Свои рассказы он то и дело оживлял набросками. Вспоминал, как писал голову девушки Чучары под голубыми небесами Италии, где разлит в воздухе нежный аромат лимонов, — и на бумаге появлялся абрис этой головы. Туг же Павел Петрович по ходу дела объяснял принципы работы художника над человеческим лицом. А то, увлекательно описывая встречи со своим «Римским нищим», как бы незаметно давал схему рук. И растолковывал, как следует писать эти руки, чтобы они выражали душевное состояние человека, в каком соотношении должны находиться со всей фигурой.
Васнецов сам ощущал, как росло его мастерство под благотворным воздействием учителя.
— Много тепла и света дали мне разговоры с Павлом Петровичем Чистяковым, — любил вспоминать потом Васнецов об этом времени.
Усиленные занятия вызвали перенапряжение. Виктор Михайлович почувствовал истощение сил. К тому же прибавился хронический бронхит. Весной 1871 года Васнецов решил на время уехать на родину.
Пробыл он там более года. Несмотря на то, что в Рябове ему пришлось пережить тяжелые минуты — трудно было свыкнуться с мыслью о смерти отца, временами нападала сильная тоска, — он все же физически окреп там, отдохнул.
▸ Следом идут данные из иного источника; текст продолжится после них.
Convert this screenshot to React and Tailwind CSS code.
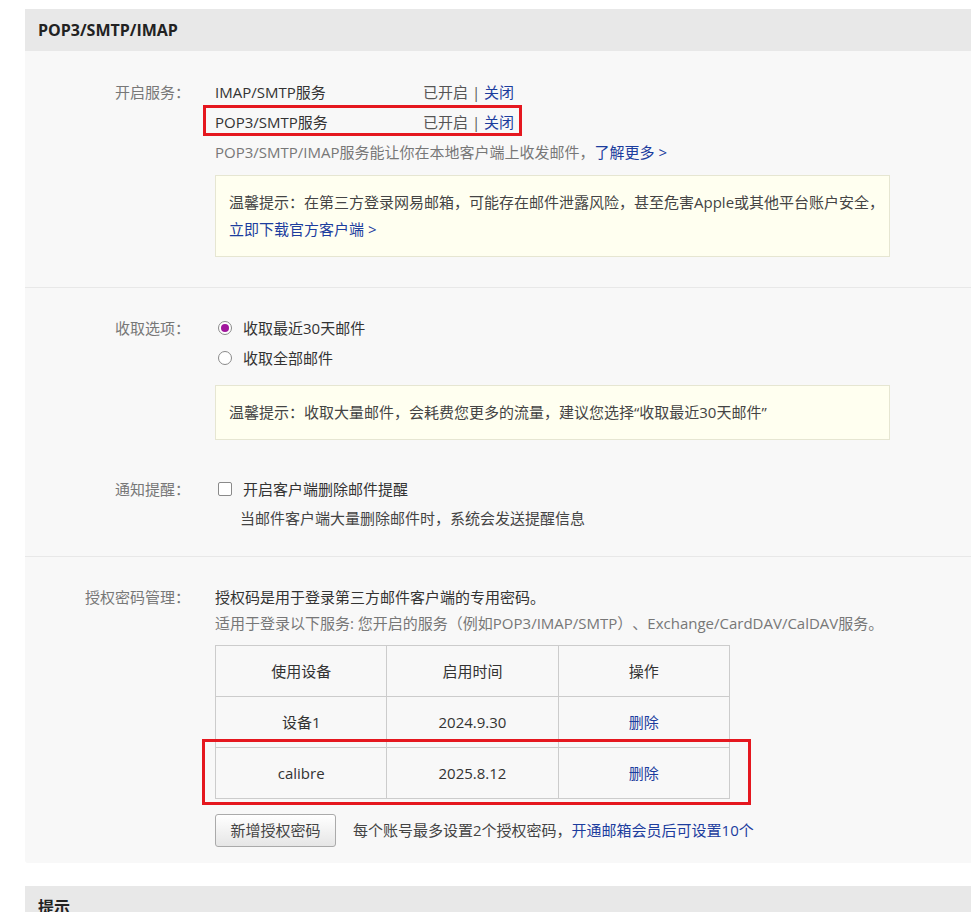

Очень радовал брат Аполлинарий своими художественными успехами. Виктор Михайлович надумал взять его с собой — все-таки мальчик будет под присмотром.
Виктор много рисовал. Теперь, скопив небольшую сумму, он мог позволить себе всерьез заняться и живописью. Он давно сознавал: карандашная техника таит в себе гораздо меньше возможностей, чем живопись, у него же материал жизненных впечатлений накопился обширный и значительный.
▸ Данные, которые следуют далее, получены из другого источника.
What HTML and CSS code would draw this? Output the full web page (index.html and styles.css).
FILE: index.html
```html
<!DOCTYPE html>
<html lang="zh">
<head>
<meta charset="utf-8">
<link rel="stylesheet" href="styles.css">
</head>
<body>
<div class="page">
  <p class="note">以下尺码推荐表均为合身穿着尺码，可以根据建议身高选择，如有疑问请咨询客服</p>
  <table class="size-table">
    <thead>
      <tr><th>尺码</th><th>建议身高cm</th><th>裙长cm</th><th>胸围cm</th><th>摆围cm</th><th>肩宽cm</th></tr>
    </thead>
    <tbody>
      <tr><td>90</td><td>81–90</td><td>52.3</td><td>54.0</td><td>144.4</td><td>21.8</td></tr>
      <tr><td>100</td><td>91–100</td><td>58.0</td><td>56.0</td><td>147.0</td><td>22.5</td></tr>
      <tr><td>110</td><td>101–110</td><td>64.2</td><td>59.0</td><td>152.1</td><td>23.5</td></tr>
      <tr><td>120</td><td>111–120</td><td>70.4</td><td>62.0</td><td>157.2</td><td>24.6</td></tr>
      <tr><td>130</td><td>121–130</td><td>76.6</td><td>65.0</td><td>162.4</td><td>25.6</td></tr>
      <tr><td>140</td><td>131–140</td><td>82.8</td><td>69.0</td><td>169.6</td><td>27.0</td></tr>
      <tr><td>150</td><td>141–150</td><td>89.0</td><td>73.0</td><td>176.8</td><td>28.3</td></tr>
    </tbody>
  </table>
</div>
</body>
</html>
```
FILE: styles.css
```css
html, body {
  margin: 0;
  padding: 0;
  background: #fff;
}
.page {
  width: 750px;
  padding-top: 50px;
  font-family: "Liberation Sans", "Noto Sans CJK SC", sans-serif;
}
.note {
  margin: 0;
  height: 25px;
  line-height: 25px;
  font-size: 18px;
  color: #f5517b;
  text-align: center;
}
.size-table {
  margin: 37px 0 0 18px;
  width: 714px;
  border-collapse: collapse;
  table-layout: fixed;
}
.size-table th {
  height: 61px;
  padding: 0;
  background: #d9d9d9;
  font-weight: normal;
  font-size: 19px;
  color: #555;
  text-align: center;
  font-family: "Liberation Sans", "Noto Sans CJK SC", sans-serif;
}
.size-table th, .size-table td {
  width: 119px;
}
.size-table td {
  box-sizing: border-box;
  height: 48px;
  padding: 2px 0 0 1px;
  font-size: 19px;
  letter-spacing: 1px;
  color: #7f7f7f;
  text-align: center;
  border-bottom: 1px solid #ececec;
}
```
Тут же в Рябове начал он полотно «Нищие певцы». Все типы он продумал еще раньше: с детства прекрасно знакома была ему эта вереница людей, обступающих в престольный праздник ограду рябовской церкви. Прошли годы — все та же картина. Достаточно открыть окно — и услышишь, как в нескольких шагах отсюда тоскливо-надрывно тянут «Лазаря» слепцы, судачат богомолки.
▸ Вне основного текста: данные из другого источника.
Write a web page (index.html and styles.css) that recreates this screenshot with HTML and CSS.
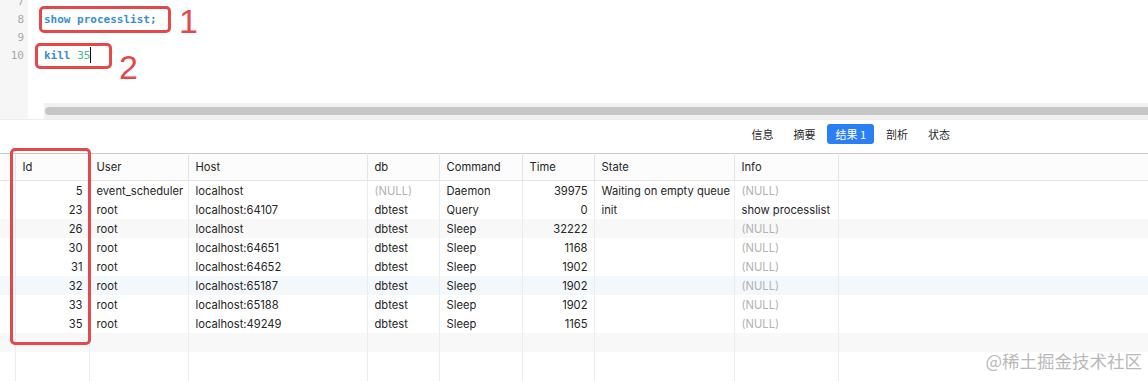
FILE: index.html
```html
<!DOCTYPE html>
<html lang="zh-CN">
<head>
  <meta charset="UTF-8" />
  <title>show processlist</title>
  <link rel="stylesheet" href="styles.css">
</head>
<body>
  <div class="page">
    <div class="editor">
      <div class="gutter">
        <div class="ln">7</div>
        <div class="ln">8</div>
        <div class="ln">9</div>
        <div class="ln">10</div>
      </div>
      <div class="code">
        <div class="lines">
          <div class="line"></div>
          <div class="line"><span class="kw">show processlist;</span></div>
          <div class="line"></div>
          <div class="line"><span class="kw">kill</span> <span class="num">35</span><span class="caret"></span></div>
        </div>
        <div class="hscroll"><div class="thumb"></div></div>
      </div>
    </div>

    <div class="tabs">
      <span class="tab">信息</span>
      <span class="tab">摘要</span>
      <span class="tab active">结果 1</span>
      <span class="tab">剖析</span>
      <span class="tab">状态</span>
    </div>

    <table class="grid">
      <colgroup>
        <col style="width: 15px">
        <col style="width: 74px">
        <col style="width: 99px">
        <col style="width: 179px">
        <col style="width: 72px">
        <col style="width: 83px">
        <col style="width: 72px">
        <col style="width: 140px">
        <col style="width: 104px">
        <col>
      </colgroup>
      <thead>
        <tr>
          <th class="pad"></th><th>Id</th><th>User</th><th>Host</th><th>db</th><th>Command</th><th>Time</th><th>State</th><th>Info</th><th class="rest"></th>
        </tr>
      </thead>
      <tbody>
        <tr><td class="pad"></td><td class="r">5</td><td>event_scheduler</td><td>localhost</td><td class="null">(NULL)</td><td>Daemon</td><td class="r">39975</td><td>Waiting on empty queue</td><td class="null">(NULL)</td><td class="rest"></td></tr>
        <tr><td class="pad"></td><td class="r">23</td><td>root</td><td>localhost:64107</td><td>dbtest</td><td>Query</td><td class="r">0</td><td>init</td><td>show processlist</td><td class="rest"></td></tr>
        <tr class="shade"><td class="pad"></td><td class="r">26</td><td>root</td><td>localhost</td><td>dbtest</td><td>Sleep</td><td class="r">32222</td><td></td><td class="null">(NULL)</td><td class="rest"></td></tr>
        <tr><td class="pad"></td><td class="r">30</td><td>root</td><td>localhost:64651</td><td>dbtest</td><td>Sleep</td><td class="r">1168</td><td></td><td class="null">(NULL)</td><td class="rest"></td></tr>
        <tr><td class="pad"></td><td class="r">31</td><td>root</td><td>localhost:64652</td><td>dbtest</td><td>Sleep</td><td class="r">1902</td><td></td><td class="null">(NULL)</td><td class="rest"></td></tr>
        <tr class="blue"><td class="pad"></td><td class="r">32</td><td>root</td><td>localhost:65187</td><td>dbtest</td><td>Sleep</td><td class="r">1902</td><td></td><td class="null">(NULL)</td><td class="rest"></td></tr>
        <tr><td class="pad"></td><td class="r">33</td><td>root</td><td>localhost:65188</td><td>dbtest</td><td>Sleep</td><td class="r">1902</td><td></td><td class="null">(NULL)</td><td class="rest"></td></tr>
        <tr><td class="pad"></td><td class="r">35</td><td>root</td><td>localhost:49249</td><td>dbtest</td><td>Sleep</td><td class="r">1165</td><td></td><td class="null">(NULL)</td><td class="rest"></td></tr>
        <tr class="shade"><td class="pad"></td><td></td><td></td><td></td><td></td><td></td><td></td><td></td><td></td><td class="rest"></td></tr>
        <tr class="filler"><td class="pad"></td><td></td><td></td><td></td><td></td><td></td><td></td><td></td><td></td><td class="rest"></td></tr>
      </tbody>
    </table>

    <!-- annotations drawn over the screenshot -->
    <div class="mark box1"></div>
    <div class="mark box2"></div>
    <div class="mark box3"></div>
    <span class="label label1">1</span>
    <span class="label label2">2</span>
    <span class="watermark">@稀土掘金技术社区</span>
  </div>
</body>
</html>
```

FILE: styles.css
```css
html, body {
  margin: 0;
  padding: 0;
  background: #fff;
}

body {
  font-family: Inter, "Liberation Sans", "Noto Sans CJK SC", sans-serif;
  color: #262626;
  overflow: hidden;
}

.page {
  position: relative;
  width: 1148px;
  height: 381px;
  overflow: hidden;
}

/* editor */
.editor {
  display: flex;
  height: 119px;
  border-bottom: 1px solid #ececec;
}

.gutter {
  width: 28px;
  background: #f6f6f6;
  margin-top: -7px;
  font-family: "DejaVu Sans Mono", monospace;
  font-size: 11px;
  color: #a8a8a8;
}

.ln {
  height: 18px;
  line-height: 18px;
  text-align: right;
  padding-right: 4px;
}

.code {
  flex: 1;
  display: flex;
  flex-direction: column;
  justify-content: space-between;
}

.lines {
  margin-top: -7px;
  padding-left: 16px;
  font-family: "DejaVu Sans Mono", monospace;
  font-size: 11px;
  font-weight: bold;
}

.line {
  height: 18px;
  line-height: 18px;
  white-space: pre;
}

.kw {
  color: #3a8ed6;
}

.num {
  color: #4dba8c;
  font-weight: normal;
}

.caret {
  display: inline-block;
  width: 1px;
  height: 16px;
  background: #111;
  vertical-align: -4px;
}

.hscroll {
  margin-left: 16px;
  height: 16px;
  background: #f1f1f1;
  display: flex;
  align-items: center;
}

.thumb {
  height: 8px;
  width: 100%;
  margin-left: 1px;
  background: #c6c6c6;
  border-radius: 4px 0 0 4px;
}

/* result tabs */
.tabs {
  display: flex;
  justify-content: flex-end;
  align-items: center;
  gap: 4px;
  height: 28px;
  padding-right: 190px;
  padding-bottom: 5px;
  font-size: 11px;
  color: #2a2a2a;
}

.tab {
  padding: 0 8px;
  height: 20px;
  line-height: 20px;
  border-radius: 3px;
  font-family: "Noto Sans CJK SC", sans-serif;
}

.tab.active {
  background: #2b7ff5;
  color: #fff;
}

/* result grid */
.grid {
  border-collapse: collapse;
  table-layout: fixed;
  width: 1148px;
  font-size: 11.2px;
  border-top: 1px solid #c9c9c9;
}

.grid th {
  height: 26px;
  background: #fcfcfc;
  font-weight: normal;
  text-align: left;
  padding: 0 7px;
  border-left: 1px solid #e4e4e4;
  border-bottom: 1px solid #e4e4e4;
  white-space: nowrap;
}

.grid td {
  height: 19px;
  padding: 0 7px;
  border-left: 1px solid #ececec;
  white-space: nowrap;
  overflow: hidden;
}

.grid .pad {
  border-left: none;
  padding: 0;
}

.grid .r {
  text-align: right;
  padding-right: 6px;
}

.grid .null {
  color: #b2b2b2;
}

.grid tr.shade td {
  background: #f8f8f8;
}

.grid tr.blue td {
  background: #f3f8fd;
}

.grid tr.filler td {
  height: 40px;
}

/* annotations */
.mark {
  position: absolute;
  border: 3px solid #e5484a;
  border-radius: 5px;
  box-sizing: border-box;
}

.box1 {
  left: 39px;
  top: 6px;
  width: 132px;
  height: 27px;
}

.box2 {
  left: 35px;
  top: 43px;
  width: 77px;
  height: 26px;
}

.box3 {
  left: 10px;
  top: 148px;
  width: 81px;
  height: 197px;
}

.label {
  position: absolute;
  font-family: "Liberation Sans", sans-serif;
  font-size: 34px;
  color: #e5484a;
  line-height: 1;
}

.label1 {
  left: 179px;
  top: 4px;
}

.label2 {
  left: 119px;
  top: 50px;
}

.watermark {
  position: absolute;
  right: 6px;
  bottom: 8px;
  font-family: "Noto Sans CJK SC", sans-serif;
  font-size: 17.5px;
  color: #b9b9b9;
}
```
…С восхищением смотрел Аполлинарий на то, как писал Виктор. Еще в один из своих прошлых приездов Виктор Михайлович попросил Андриолли руководить время от времени художественными занятиями своего брата-семинариста. Аполлинарий, благоговевший перед братом и с увлечением занимавшийся искусством, прилежно учился в Вятке у Андриолли. И вот теперь, назло теткам, не желавшим видеть в нем художника, а только священника, Виктор обещал взять его в Питер! Есть от чего закружиться голове. Теперь не таким скучным покажется последний год занятий в семинарии…
Стояла великолепная рябовская осень с ее золотым листопадом и тихими солнечными днями, когда Виктор Михайлович заканчивал картину «Нищие певцы». Он испытывал то творческое удовлетворение, какое обыкновенно переживает мастер, когда ему, наконец, удается выразить давно знакомое, прочувствованное и пережитое.
Но время шло, и пора было возвращаться в Петербург, снова приниматься за порядком надоевшие «деревяшки». Давно уже начались в академии занятия. А между тем он со дня на день откладывал отъезд, задержался в Рябове до конца сентября, а потом и до глубокой осени. Его удерживало большое, внезапно возникшее чувство.
Через свою родственницу, которую Виктор случайно встретил в вятском музее, куда оба пришли порисовать с гипсов, он познакомился с курсисткой Сашей Рязанцевой.
Высокая, полная, круглолицая блондинка, с живыми темными глазами, радостно глядящими на мир, она казалась ему воплощением женственности. Виктор ощущал в девушке доброту и, преодолевая свою застенчивость и угловатость, с увлечением рассказывал ей о петербургском житье-бытье.
Девушка слушала с интересом. Потом они встречались уже не случайно. Перед художником, чем бы он ни занимался, неотступно возникало милое лицо, в чертах которого он находил душевное богатство, ту особенную прелесть, какую видит лишь любящий.
Как не хотелось теперь думать об отъезде, о расставании с Сашей!.. Грустно и трогательно было их прощание. Кто знает, увидятся ли они… и когда?